In a message to her 167 million followers on Twitter, the reality TV star said: “Civilian structures in Armenia have been targeted and Azerbaijan has now threatened to bomb the nuclear-power plant in Armenia.”

“The international community needs to pay attention and intervene now with such political and diplomatic measures to prevent unnecessary escalation and the loss of human life.

“I stand with my fellow Armenians and pray for those that are involved in recent tensions on the border of the country,” she added, calling for a “peaceful resolution for these unprovoked attacks.”

Hostilities flared in the border region of Tavush on Sunday after Azerbaijani soldiers were accused of entering Armenian territory and ignoring two warnings to withdraw.

Four Azeris were killed in the incident, which has triggered an escalation of the conflict between the two former Soviet republics.

Azerbaijan is backed by Turkey and has been accused of drone attacks and the indiscriminate shelling of civilian infrastructure, including a nursery that was hit in an attack on an Armenian border village earlier this week.

Armenian government spokesman Artsun Hovhannisyan reported that an Azerbaijaini-controlled drone had destroyed a humanitarian vehicle yesterday as tensions continued to escalate.

He told a press briefing that the Azeris had committed 120 violations of a brief ceasefire, targeting Armenia’s Gegharkunik province with artillery fire.

Azerbaijan’s authoritarian President, Ilham Aliyev, sacked foreign minister Elmar Mamedyarov on Thursday, claiming that he had not done enough to resolve the conflict.

“Where was he?
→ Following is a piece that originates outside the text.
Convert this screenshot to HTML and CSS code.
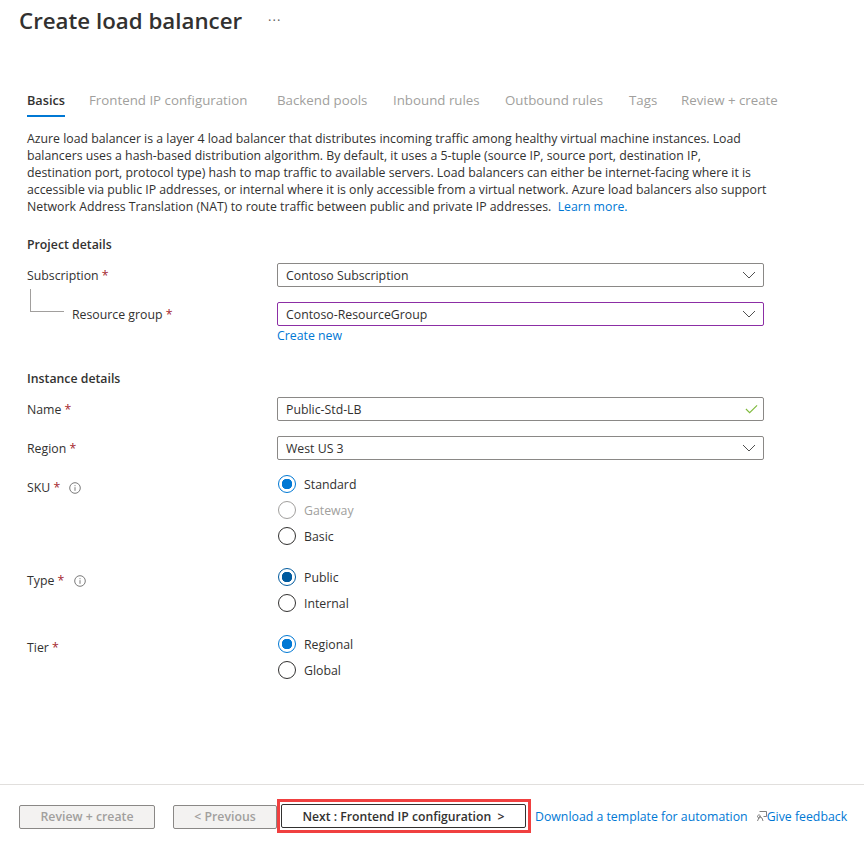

We were all at work after the July 12 events … and I could not find him,” he told a government meeting.

He said that Mr Mamedyarov, who had served as foreign minister since 2004, had been involved in “meaningless” negotiations with his Armenian counterparts.

Territorial disputes between Azerbaijan and Armenia date back to before they became Soviet republics in the early 1920s, and flared again as the Soviet Union began to disintegrate in the late 1980s.

A six-year war began in 1988 over the Nagorno-Karabakh region, a landlocked area inside Azerbaijan whose Armenian majority voted to join Yerevan in a referendum boycotted by Azerbaijan.